Charles Kemmons Wilson (January 5, 1913 – February 12, 2003) was an American hotelier. He is best known for founding the hotel chain Holiday Inn in the 1950s.
Wilson was married to Dorothy Lee. They had five children: Spence, Robert, Kemmons Jr, Betty, and Carole. Wilson died in Memphis on February 12, 2003, at the age of 90, and is interred there in Forest Hill Cemetery.
Due to prior investments into the property sector, he had already amassed a sizeable fortune which allowed him to pursue his vision of providing his own hotel chain. He opened the first Holiday Inn motel in Memphis in 1952, and quickly added others to create an entire hotel chain. Holiday Inn went international in 1960. Wilson and his financial partner Wallace E. Johnson (1901–1988) were practicing Christianity who saw to the placing of a Bible in every one of their hotel rooms and who donated much of their growing fortunes to charitable enterprises.
In 1957, Wilson franchised the chain as Holiday Inn of America and it grew dramatically, following Wilson's original tenet that the properties should be standardized, clean, predictable, family-friendly and readily accessible to road travellers.
By 1958, there were 50 locations across the country, 100 by 1959, 500 by 1964, and the 1000th Holiday Inn opened in San Antonio, Texas, in 1968. The chain dominated the motel market, leveraged its innovative Holidex reservation system, put considerable financial pressure on traditional hotels and set the standard for its competitors, like Ramada, Quality Inn, Howard Johnson's, and Best Western.
In 1968, Wilson bought Continental Trailways and merged the bus company into Holiday Inn.
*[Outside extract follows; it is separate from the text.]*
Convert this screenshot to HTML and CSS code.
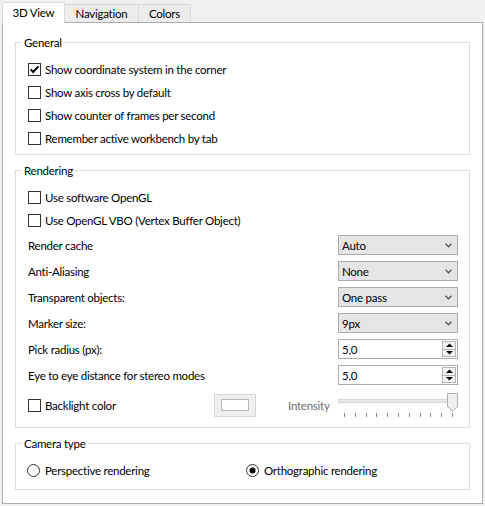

From then until 1979, when Holiday Inn sold Trailways to private investor Henry Hillman of Pittsburgh, Pennsylvania, Holiday Inn television commercials were prone to show a Trailways bus pulling into the parking lot of a Holiday Inn hotel.
By June 1972, when Wilson was featured on the cover of Time magazine, there were over 1,400 Holiday Inn hotels worldwide. Innovations like the company's Holidome indoor pools turned many hotels into roadside resorts.
Wilson retired from Holiday Inn in 1979. In 1988, Holiday Corporation was purchased by UK-based Bass Brewery, followed by the remaining domestic Holiday Inn hotels in 1990, when founder Wilson sold his interest, after which the hotel group was known as Holiday Inn Worldwide.
Wilson was the founder of many different kind of companies such as Holiday Inn Records and Orange Lake Country Club. After selling his shares of Holiday Inn, he formed Wilson World, another hotel chain.
Following the season, the Sounds were sold to a group in Baltimore, Maryland, where they moved to become the short-lived Baltimore Claws.
Wilson was inducted into the Junior Achievement U.S. Business Hall of Fame in 1982.
In 1965, Wilson received the Golden Plate Award of the American Academy of Achievement.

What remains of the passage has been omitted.